While some parents have a hard time dealing with the faults and shortcomings of all those secondary people, others struggle more to deal with their own child’s mistakes. These parents usually show up stressed and agitated before the game even begins, almost like they're expecting the worst. Every inevitable mistake their child makes is met with an eye roll, a foot stomp, or an arm wave. Then each one is cataloged to talk through on the car ride home.

I know that if you’re a fault-focusing parent, your desire is probably just to help. You want success for your child, and you truly believe your judgment is an important part of making it happen. If that’s you, I get it. And don’t get me wrong, creating and maintaining a high standard for your child’s performance is a good thing. But you better make sure what you perceive to be a desire to help doesn’t actually become the destruction of hope. If you’re not careful, your incessant negativity might end up hurting more than it helps. Without some awareness, you can unintentionally hinder your child's performance, hamstring their passion, and even harm your own relationship.

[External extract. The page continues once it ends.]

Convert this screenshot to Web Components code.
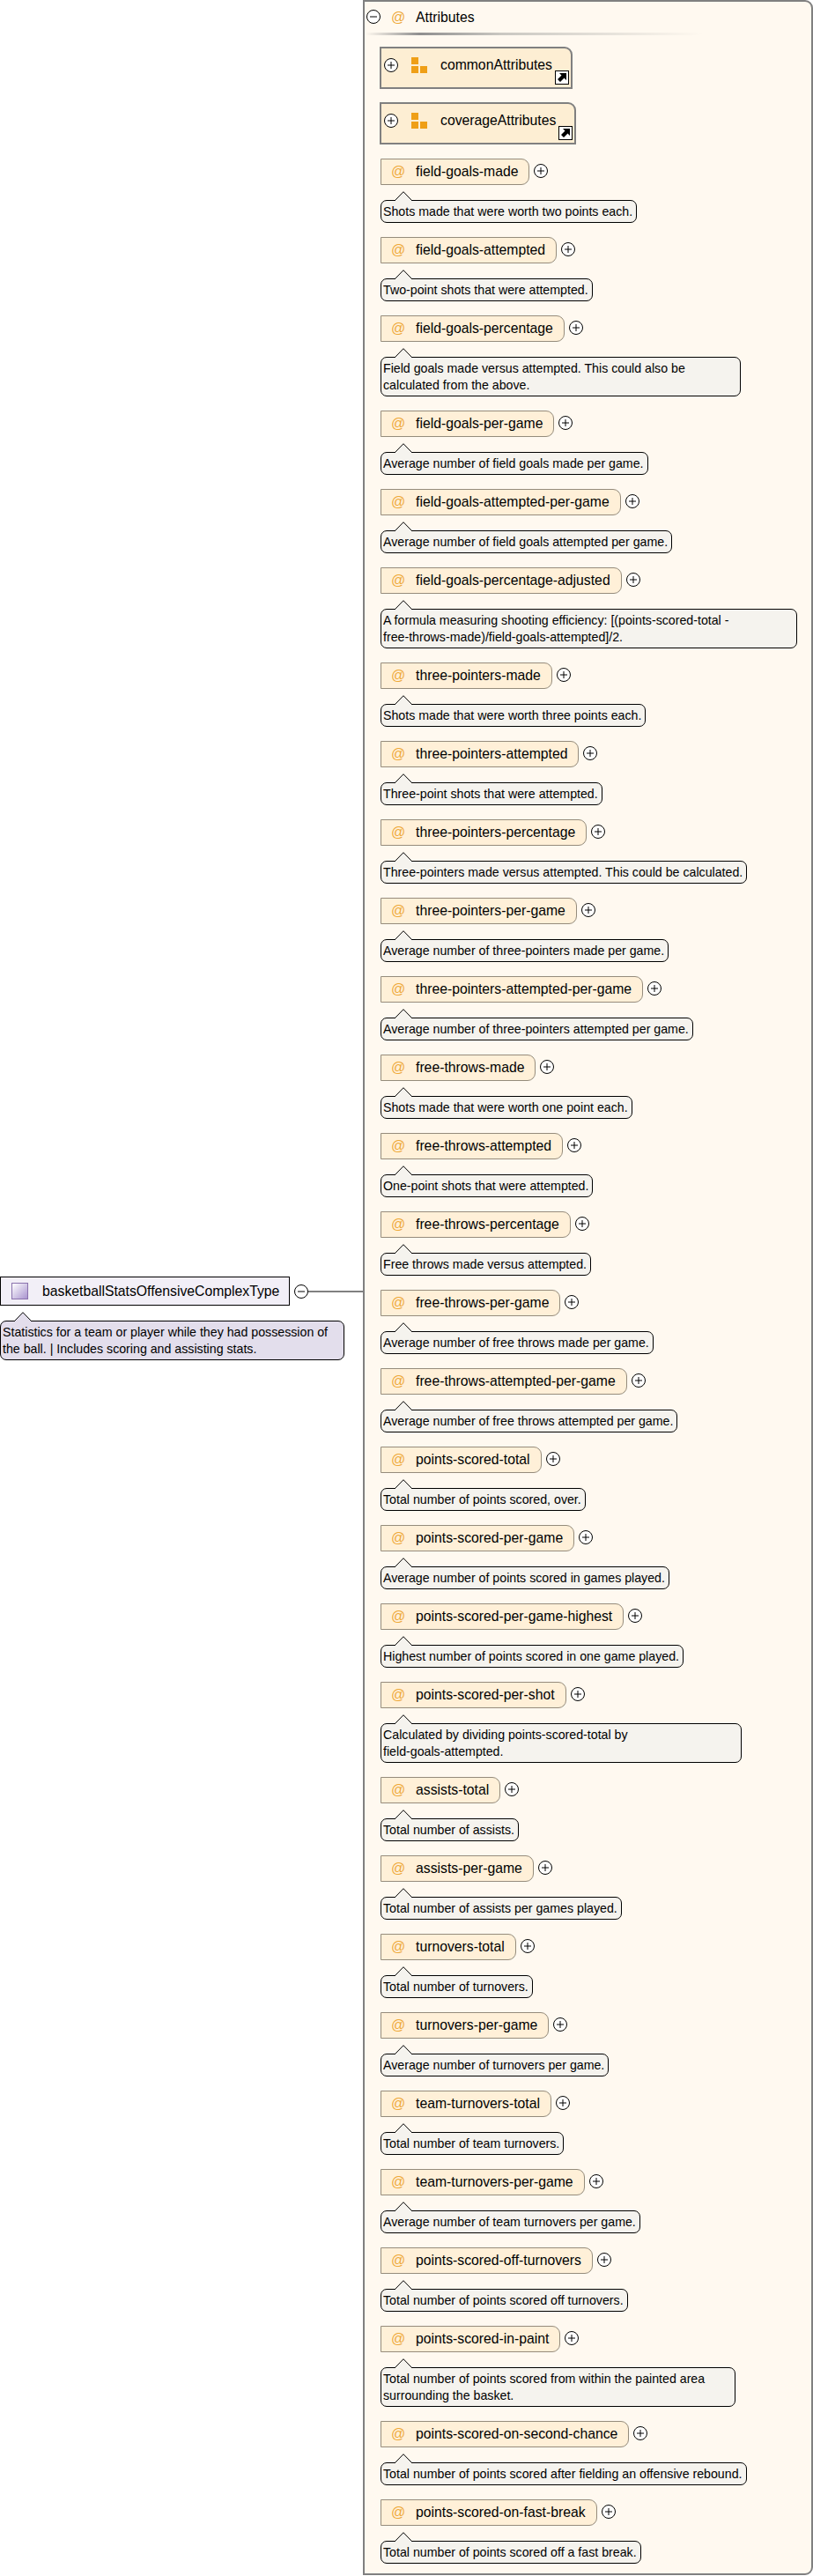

So what if, instead of focusing on all the things your child isn’t doing, you start looking for some of the positive things they are doing? Words like “I’m proud of you” and “That thing you did was awesome” and “I love to watch you play” are empowering for your child. The more you choose to focus on filling him or her up with words of affirmation, the stronger their performance, their passion, and their relationship with you will become.
*If you’re committed to finding opportunities to teach, equip, and develop your champion every day…you’ll find what you’re looking for.

This athletic experience can be a challenging one, no doubt about it, for both a player and a parent. But this experience also provides opportunities for us to teach, equip, and develop our kids in ways we’ll be hard-pressed to find anywhere else. There's no better training ground than this one for learning the lessons and developing the skills necessary for our kids to live their best lives, even long after their playing days are done.

Many of the skills required to be a champion athlete will also be required for your child to achieve real success in life as an adult – as a professional, as a spouse, as a parent, and as a friend. Learning how to give their best, how to keep getting better, how to overcome adversity, and how to be a teammate are just a few of the things that will help them reach their potential, on the playing field and beyond. Unfortunately, too many parents are missing out on all that today’s experience has to offer.

So what if, instead of trudging through another day and simply checking the box for completion, you start intentionally using whatever happens today to help your child take another step toward his or her champion self? Keep your radar up and identify what lessons today’s experience has to offer, and help your child learn to identify them, too. If you really commit to digging deep and cultivating your kid’s potential, you might be surprised what they’re capable of. Those who are determined to bring out that champion inside their child have a tendency to find what they’re looking for.